The second poem, “From Tsukiko, While Watching the Moon,” by Michael L. Utley. This can be found in the online WordPress journal LatinoUSA. Utley’s poem is delicate, as if done in the ancient Japanese shodō (brush writing). He evokes the depths of emotion, solitude, loneliness, and spirituality blended with the natural world. The poet accomplishes this beginning with a word play in the poem’s title: Tsukiko— tsuki (moon) and ko (child).

After reading the poems, I found myself thinking about how we move “rhythmically between figurative and abstract shapes,” to borrow the words of the Canadian artist Terrill Welch. We make deliberate choices of what we observe. I have been struck by Terrill’s paintings of clam shells, pebbles, and rocks at the bottom of the coastal shoreline. There is a sense of childlike wonder, interpreted through the eyes of a skilled artist, in these paintings. When viewing these, I imagine myself barefoot, squatting down, gazing at the shells beneath the caressing sea.

What do the coffee mug, poems, and Terrill’s paintings have in common? Imagination.

The French philosopher Gaston Bachelard writes that imagination is “…the faculty of deforming images provided by perception; it is above all the faculty of liberating us from the first (here representations in perception), of changing images.”

Imagination enables us to create from the observable by adjusting reality. We find its influence in scientific theories, (e.g. Einstein’s photoelectric equation), sculpture (e.g., Michelangelo’s the Pieta, Camille Claudel’s The Waltz), painting (e.g., Pissarro, Kate Freeman Clark, Zinaida Serebriakova), poetry (e.g., Donald Hall and Jane Kenyon), dance (e.g. Martha Graham), music (e.g. Bach, Charles Ives, Dizzy Gillespie), glass works (e.g. Leopold and Rudolph Blaschka), and literature (e.g.,Arturo Pérez-Reverte , Isaac Bashevis Singer, Robertson Davies, Margaret Atwood), architecture (e.g. Frank Lloyd Wright. Gabriela Carillo). The list is endless, stretching from the earliest to the contemporary period of human history. Creativity begins with the imagination, and it is creativity that shapes our experience and knowledge of our environment.

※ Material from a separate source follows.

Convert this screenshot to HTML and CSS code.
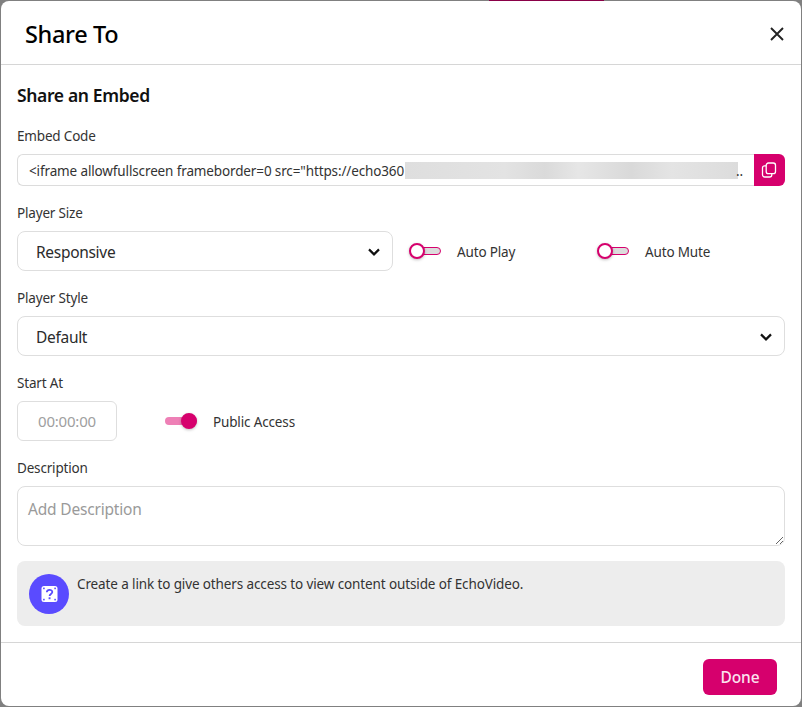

In nature, when we pause to observe, we perceive insects in flight, or negotiating vast spaces, crawling up the stems of flowers, leaves, each slightly different than the other, dangling from branches, or delicate raindrops clinging to pine needles and cones, the diverse patterns of snowflakes, shafts of sunlight reflected and refracted off ocean waves breaking on rocks and sandy beaches, clouds, or dust particles in shafts of sunlight flowing through windows in our rooms. No two objects are alike, even when appearing similar. There are numerous patterns forming objects framed by time-space.

Within each observable object, there is an intimate space contained within an immense space. Our imagination, when we allow, invites us to daydream and experience “the space of intimacy and world-space blend….  When human solitude deepens, then the two immensities touch and become identical.”

This all seems rather academic until you think about the union of time and space in our daily lives, our ordinary experiences, which are shaped by the historical time period we live in.  Solitary moments are often difficult to come by in our contemporary life. But when we pause to reflect, we can see the interaction of space and time in nature, art, literature, architecture, and other forms of creative expression. How space-time speaks to us depends on our perspective, our willingness to observe with our senses— our commitment to understanding.

Bachelard warns us, however, that “Imagination does not seek a diagram for summarizing knowledge. Imagination searches for a pretext for multiplying images, and as it becomes interested in an image, it over rates its value.” Our imagination depends on emotional perception. Our creative interpretation and expression of the imagination depend on rational skills.

We live in a world of these two blending, a oneness and unity, that beckons us, not just as artists and writers, but as human beings, diverse as we are, to pause, to open our eyes to see— to allow ourselves child-like wonder.